SET PROBLEM> Images are not part of the copy; write out the rest of the data exactly as given.

EXERCISE MATERIALS>
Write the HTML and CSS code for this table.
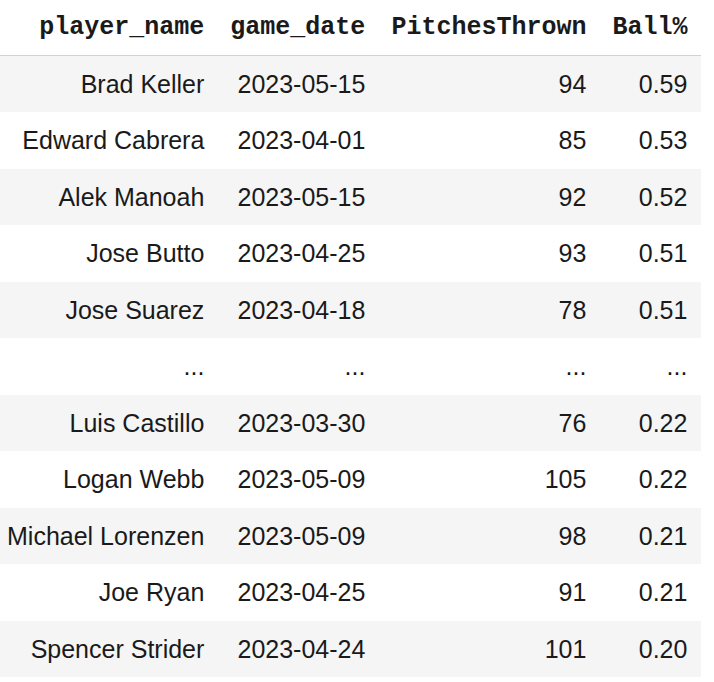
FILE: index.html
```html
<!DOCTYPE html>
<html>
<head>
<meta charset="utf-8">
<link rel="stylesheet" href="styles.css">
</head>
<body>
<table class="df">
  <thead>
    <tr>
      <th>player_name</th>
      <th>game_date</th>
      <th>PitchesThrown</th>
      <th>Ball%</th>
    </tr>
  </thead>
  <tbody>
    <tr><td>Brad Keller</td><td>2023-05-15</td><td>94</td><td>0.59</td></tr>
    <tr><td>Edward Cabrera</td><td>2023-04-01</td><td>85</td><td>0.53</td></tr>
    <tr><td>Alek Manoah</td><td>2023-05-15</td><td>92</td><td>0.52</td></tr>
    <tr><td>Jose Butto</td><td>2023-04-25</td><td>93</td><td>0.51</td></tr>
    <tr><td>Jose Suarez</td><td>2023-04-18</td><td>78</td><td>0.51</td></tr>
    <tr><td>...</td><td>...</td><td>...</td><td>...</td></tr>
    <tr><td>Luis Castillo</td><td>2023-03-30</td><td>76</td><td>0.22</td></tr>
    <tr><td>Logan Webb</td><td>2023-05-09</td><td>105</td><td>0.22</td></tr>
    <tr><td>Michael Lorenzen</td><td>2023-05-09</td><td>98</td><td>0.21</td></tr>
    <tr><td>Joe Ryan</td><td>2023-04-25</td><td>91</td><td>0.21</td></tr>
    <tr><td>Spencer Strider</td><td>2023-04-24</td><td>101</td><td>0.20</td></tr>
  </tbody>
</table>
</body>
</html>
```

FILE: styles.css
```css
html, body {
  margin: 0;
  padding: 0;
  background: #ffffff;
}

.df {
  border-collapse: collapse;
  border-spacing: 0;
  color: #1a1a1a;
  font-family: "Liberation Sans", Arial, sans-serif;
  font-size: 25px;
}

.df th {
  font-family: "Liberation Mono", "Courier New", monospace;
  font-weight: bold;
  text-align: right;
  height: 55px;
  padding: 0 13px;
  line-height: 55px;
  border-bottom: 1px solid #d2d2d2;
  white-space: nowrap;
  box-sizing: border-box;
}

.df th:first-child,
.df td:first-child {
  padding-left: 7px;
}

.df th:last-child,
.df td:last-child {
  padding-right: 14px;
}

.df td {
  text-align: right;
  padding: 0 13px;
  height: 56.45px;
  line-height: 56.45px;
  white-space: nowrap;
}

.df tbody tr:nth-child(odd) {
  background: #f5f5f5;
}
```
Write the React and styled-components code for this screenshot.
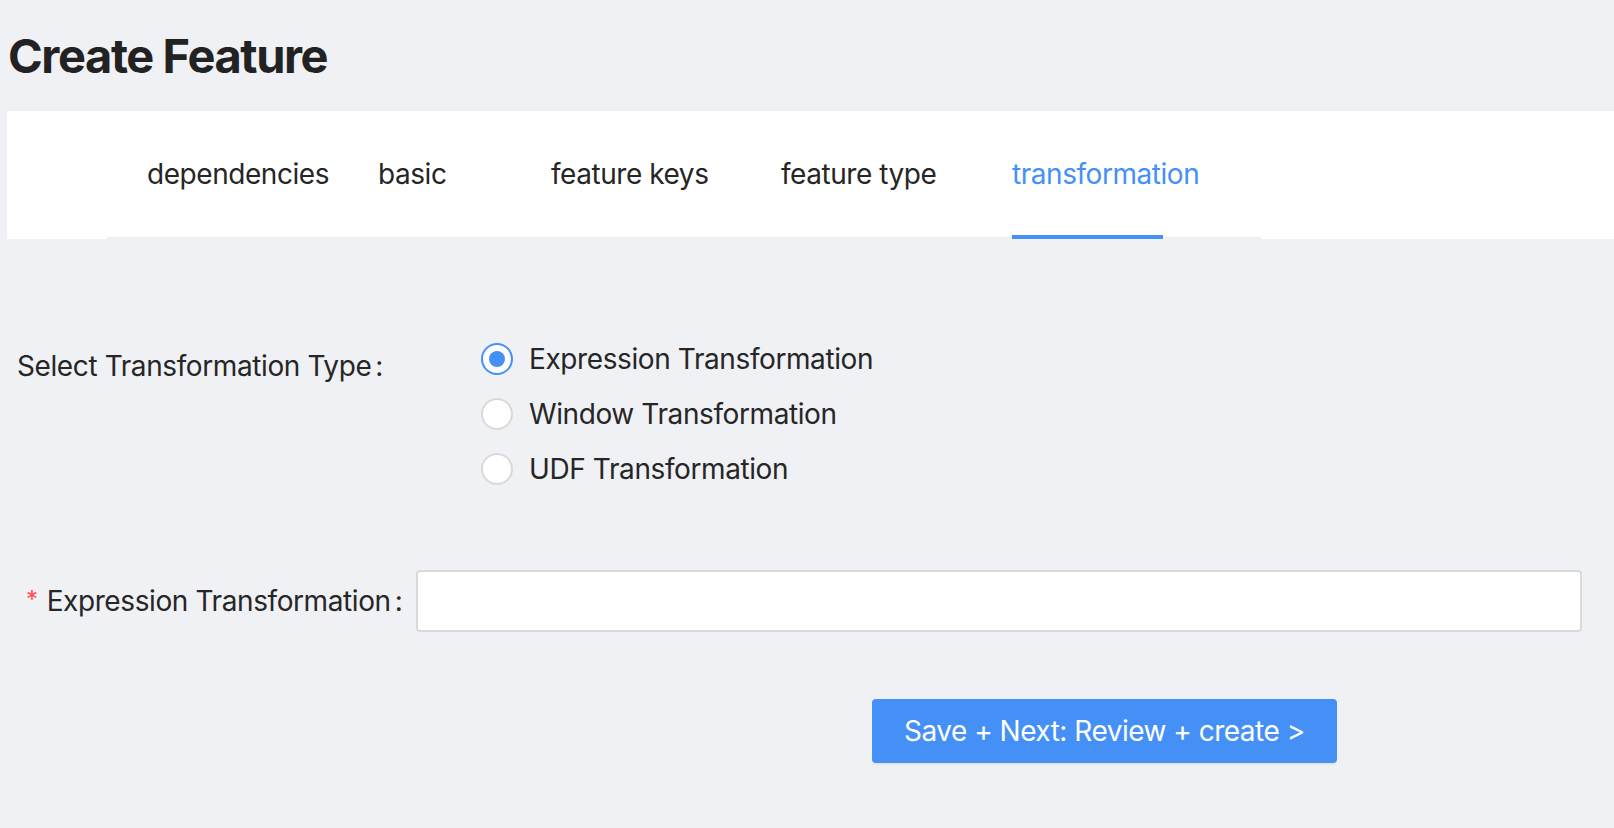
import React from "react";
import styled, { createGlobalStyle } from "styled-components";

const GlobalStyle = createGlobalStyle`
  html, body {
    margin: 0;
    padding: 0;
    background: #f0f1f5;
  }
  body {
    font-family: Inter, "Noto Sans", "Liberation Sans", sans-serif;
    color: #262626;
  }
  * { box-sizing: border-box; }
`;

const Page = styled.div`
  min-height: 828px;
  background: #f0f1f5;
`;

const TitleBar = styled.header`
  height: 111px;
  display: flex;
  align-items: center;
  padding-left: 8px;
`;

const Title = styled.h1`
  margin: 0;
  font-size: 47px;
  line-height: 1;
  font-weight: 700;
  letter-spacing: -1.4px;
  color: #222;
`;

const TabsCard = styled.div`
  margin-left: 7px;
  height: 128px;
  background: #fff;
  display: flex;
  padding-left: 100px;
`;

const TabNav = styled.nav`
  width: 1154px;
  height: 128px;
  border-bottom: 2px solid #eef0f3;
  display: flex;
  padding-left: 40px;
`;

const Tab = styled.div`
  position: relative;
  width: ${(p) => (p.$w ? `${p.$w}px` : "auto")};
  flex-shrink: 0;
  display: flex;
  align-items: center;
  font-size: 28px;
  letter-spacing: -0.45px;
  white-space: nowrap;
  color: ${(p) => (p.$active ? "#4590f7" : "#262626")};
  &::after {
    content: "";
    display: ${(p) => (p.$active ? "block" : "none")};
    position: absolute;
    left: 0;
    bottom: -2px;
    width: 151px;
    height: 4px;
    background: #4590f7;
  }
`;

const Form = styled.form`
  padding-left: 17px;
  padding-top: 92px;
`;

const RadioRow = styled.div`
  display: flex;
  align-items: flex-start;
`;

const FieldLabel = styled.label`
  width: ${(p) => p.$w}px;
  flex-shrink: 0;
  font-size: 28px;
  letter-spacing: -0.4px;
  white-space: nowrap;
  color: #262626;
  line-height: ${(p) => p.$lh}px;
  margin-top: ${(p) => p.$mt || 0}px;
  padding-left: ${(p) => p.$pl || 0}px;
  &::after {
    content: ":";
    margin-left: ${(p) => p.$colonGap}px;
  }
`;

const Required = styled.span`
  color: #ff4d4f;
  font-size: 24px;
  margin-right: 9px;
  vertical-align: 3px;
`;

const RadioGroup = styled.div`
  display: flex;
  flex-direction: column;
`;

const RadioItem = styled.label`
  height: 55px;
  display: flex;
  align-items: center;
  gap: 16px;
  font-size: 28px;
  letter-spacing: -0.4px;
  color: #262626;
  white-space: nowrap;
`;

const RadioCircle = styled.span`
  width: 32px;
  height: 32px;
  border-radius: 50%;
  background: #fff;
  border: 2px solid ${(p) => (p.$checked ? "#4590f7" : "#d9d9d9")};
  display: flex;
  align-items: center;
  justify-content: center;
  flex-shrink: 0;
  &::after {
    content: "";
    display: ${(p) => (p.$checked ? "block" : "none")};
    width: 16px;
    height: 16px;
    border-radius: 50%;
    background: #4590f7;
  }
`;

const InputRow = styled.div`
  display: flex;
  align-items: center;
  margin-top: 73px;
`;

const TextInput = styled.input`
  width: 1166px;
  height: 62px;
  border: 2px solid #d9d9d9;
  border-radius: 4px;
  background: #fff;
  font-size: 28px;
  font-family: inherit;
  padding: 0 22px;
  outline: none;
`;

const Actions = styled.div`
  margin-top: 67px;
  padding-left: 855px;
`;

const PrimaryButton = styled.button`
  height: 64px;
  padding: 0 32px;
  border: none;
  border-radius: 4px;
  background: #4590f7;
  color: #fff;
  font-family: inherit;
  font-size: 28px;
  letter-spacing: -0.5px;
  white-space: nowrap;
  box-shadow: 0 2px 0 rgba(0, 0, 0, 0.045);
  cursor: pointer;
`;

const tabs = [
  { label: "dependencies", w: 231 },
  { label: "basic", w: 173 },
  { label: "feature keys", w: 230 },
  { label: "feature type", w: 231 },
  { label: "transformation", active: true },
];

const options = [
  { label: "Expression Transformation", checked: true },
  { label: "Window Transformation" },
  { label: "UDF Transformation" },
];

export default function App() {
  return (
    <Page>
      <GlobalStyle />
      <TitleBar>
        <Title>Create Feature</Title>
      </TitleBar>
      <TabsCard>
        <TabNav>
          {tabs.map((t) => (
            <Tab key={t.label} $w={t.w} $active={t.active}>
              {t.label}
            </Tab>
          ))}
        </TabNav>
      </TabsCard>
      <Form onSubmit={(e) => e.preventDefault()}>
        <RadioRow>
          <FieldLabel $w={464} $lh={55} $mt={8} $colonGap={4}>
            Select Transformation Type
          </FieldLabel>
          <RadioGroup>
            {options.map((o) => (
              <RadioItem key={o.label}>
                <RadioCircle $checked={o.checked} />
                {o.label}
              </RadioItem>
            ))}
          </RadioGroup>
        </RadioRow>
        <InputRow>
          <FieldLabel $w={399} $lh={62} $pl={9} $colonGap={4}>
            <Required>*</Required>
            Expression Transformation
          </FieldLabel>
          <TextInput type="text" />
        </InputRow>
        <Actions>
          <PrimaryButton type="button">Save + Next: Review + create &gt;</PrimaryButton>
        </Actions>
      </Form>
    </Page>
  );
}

ANSWER TO THE PROBLEM>
Write the HTML and CSS code for this table.
FILE: index.html
```html
<!DOCTYPE html>
<html>
<head>
<meta charset="utf-8">
<link rel="stylesheet" href="styles.css">
</head>
<body>
<table class="df">
  <thead>
    <tr>
      <th>player_name</th>
      <th>game_date</th>
      <th>PitchesThrown</th>
      <th>Ball%</th>
    </tr>
  </thead>
  <tbody>
    <tr><td>Brad Keller</td><td>2023-05-15</td><td>94</td><td>0.59</td></tr>
    <tr><td>Edward Cabrera</td><td>2023-04-01</td><td>85</td><td>0.53</td></tr>
    <tr><td>Alek Manoah</td><td>2023-05-15</td><td>92</td><td>0.52</td></tr>
    <tr><td>Jose Butto</td><td>2023-04-25</td><td>93</td><td>0.51</td></tr>
    <tr><td>Jose Suarez</td><td>2023-04-18</td><td>78</td><td>0.51</td></tr>
    <tr><td>...</td><td>...</td><td>...</td><td>...</td></tr>
    <tr><td>Luis Castillo</td><td>2023-03-30</td><td>76</td><td>0.22</td></tr>
    <tr><td>Logan Webb</td><td>2023-05-09</td><td>105</td><td>0.22</td></tr>
    <tr><td>Michael Lorenzen</td><td>2023-05-09</td><td>98</td><td>0.21</td></tr>
    <tr><td>Joe Ryan</td><td>2023-04-25</td><td>91</td><td>0.21</td></tr>
    <tr><td>Spencer Strider</td><td>2023-04-24</td><td>101</td><td>0.20</td></tr>
  </tbody>
</table>
</body>
</html>
```

FILE: styles.css
```css
html, body {
  margin: 0;
  padding: 0;
  background: #ffffff;
}

.df {
  border-collapse: collapse;
  border-spacing: 0;
  color: #1a1a1a;
  font-family: "Liberation Sans", Arial, sans-serif;
  font-size: 25px;
}

.df th {
  font-family: "Liberation Mono", "Courier New", monospace;
  font-weight: bold;
  text-align: right;
  height: 55px;
  padding: 0 13px;
  line-height: 55px;
  border-bottom: 1px solid #d2d2d2;
  white-space: nowrap;
  box-sizing: border-box;
}

.df th:first-child,
.df td:first-child {
  padding-left: 7px;
}

.df th:last-child,
.df td:last-child {
  padding-right: 14px;
}

.df td {
  text-align: right;
  padding: 0 13px;
  height: 56.45px;
  line-height: 56.45px;
  white-space: nowrap;
}

.df tbody tr:nth-child(odd) {
  background: #f5f5f5;
}
```
Write the React and styled-components code for this screenshot.
import React from "react";
import styled, { createGlobalStyle } from "styled-components";

const GlobalStyle = createGlobalStyle`
  html, body {
    margin: 0;
    padding: 0;
    background: #f0f1f5;
  }
  body {
    font-family: Inter, "Noto Sans", "Liberation Sans", sans-serif;
    color: #262626;
  }
  * { box-sizing: border-box; }
`;

const Page = styled.div`
  min-height: 828px;
  background: #f0f1f5;
`;

const TitleBar = styled.header`
  height: 111px;
  display: flex;
  align-items: center;
  padding-left: 8px;
`;

const Title = styled.h1`
  margin: 0;
  font-size: 47px;
  line-height: 1;
  font-weight: 700;
  letter-spacing: -1.4px;
  color: #222;
`;

const TabsCard = styled.div`
  margin-left: 7px;
  height: 128px;
  background: #fff;
  display: flex;
  padding-left: 100px;
`;

const TabNav = styled.nav`
  width: 1154px;
  height: 128px;
  border-bottom: 2px solid #eef0f3;
  display: flex;
  padding-left: 40px;
`;

const Tab = styled.div`
  position: relative;
  width: ${(p) => (p.$w ? `${p.$w}px` : "auto")};
  flex-shrink: 0;
  display: flex;
  align-items: center;
  font-size: 28px;
  letter-spacing: -0.45px;
  white-space: nowrap;
  color: ${(p) => (p.$active ? "#4590f7" : "#262626")};
  &::after {
    content: "";
    display: ${(p) => (p.$active ? "block" : "none")};
    position: absolute;
    left: 0;
    bottom: -2px;
    width: 151px;
    height: 4px;
    background: #4590f7;
  }
`;

const Form = styled.form`
  padding-left: 17px;
  padding-top: 92px;
`;

const RadioRow = styled.div`
  display: flex;
  align-items: flex-start;
`;

const FieldLabel = styled.label`
  width: ${(p) => p.$w}px;
  flex-shrink: 0;
  font-size: 28px;
  letter-spacing: -0.4px;
  white-space: nowrap;
  color: #262626;
  line-height: ${(p) => p.$lh}px;
  margin-top: ${(p) => p.$mt || 0}px;
  padding-left: ${(p) => p.$pl || 0}px;
  &::after {
    content: ":";
    margin-left: ${(p) => p.$colonGap}px;
  }
`;

const Required = styled.span`
  color: #ff4d4f;
  font-size: 24px;
  margin-right: 9px;
  vertical-align: 3px;
`;

const RadioGroup = styled.div`
  display: flex;
  flex-direction: column;
`;

const RadioItem = styled.label`
  height: 55px;
  display: flex;
  align-items: center;
  gap: 16px;
  font-size: 28px;
  letter-spacing: -0.4px;
  color: #262626;
  white-space: nowrap;
`;

const RadioCircle = styled.span`
  width: 32px;
  height: 32px;
  border-radius: 50%;
  background: #fff;
  border: 2px solid ${(p) => (p.$checked ? "#4590f7" : "#d9d9d9")};
  display: flex;
  align-items: center;
  justify-content: center;
  flex-shrink: 0;
  &::after {
    content: "";
    display: ${(p) => (p.$checked ? "block" : "none")};
    width: 16px;
    height: 16px;
    border-radius: 50%;
    background: #4590f7;
  }
`;

const InputRow = styled.div`
  display: flex;
  align-items: center;
  margin-top: 73px;
`;

const TextInput = styled.input`
  width: 1166px;
  height: 62px;
  border: 2px solid #d9d9d9;
  border-radius: 4px;
  background: #fff;
  font-size: 28px;
  font-family: inherit;
  padding: 0 22px;
  outline: none;
`;

const Actions = styled.div`
  margin-top: 67px;
  padding-left: 855px;
`;

const PrimaryButton = styled.button`
  height: 64px;
  padding: 0 32px;
  border: none;
  border-radius: 4px;
  background: #4590f7;
  color: #fff;
  font-family: inherit;
  font-size: 28px;
  letter-spacing: -0.5px;
  white-space: nowrap;
  box-shadow: 0 2px 0 rgba(0, 0, 0, 0.045);
  cursor: pointer;
`;

const tabs = [
  { label: "dependencies", w: 231 },
  { label: "basic", w: 173 },
  { label: "feature keys", w: 230 },
  { label: "feature type", w: 231 },
  { label: "transformation", active: true },
];

const options = [
  { label: "Expression Transformation", checked: true },
  { label: "Window Transformation" },
  { label: "UDF Transformation" },
];

export default function App() {
  return (
    <Page>
      <GlobalStyle />
      <TitleBar>
        <Title>Create Feature</Title>
      </TitleBar>
      <TabsCard>
        <TabNav>
          {tabs.map((t) => (
            <Tab key={t.label} $w={t.w} $active={t.active}>
              {t.label}
            </Tab>
          ))}
        </TabNav>
      </TabsCard>
      <Form onSubmit={(e) => e.preventDefault()}>
        <RadioRow>
          <FieldLabel $w={464} $lh={55} $mt={8} $colonGap={4}>
            Select Transformation Type
          </FieldLabel>
          <RadioGroup>
            {options.map((o) => (
              <RadioItem key={o.label}>
                <RadioCircle $checked={o.checked} />
                {o.label}
              </RadioItem>
            ))}
          </RadioGroup>
        </RadioRow>
        <InputRow>
          <FieldLabel $w={399} $lh={62} $pl={9} $colonGap={4}>
            <Required>*</Required>
            Expression Transformation
          </FieldLabel>
          <TextInput type="text" />
        </InputRow>
        <Actions>
          <PrimaryButton type="button">Save + Next: Review + create &gt;</PrimaryButton>
        </Actions>
      </Form>
    </Page>
  );
}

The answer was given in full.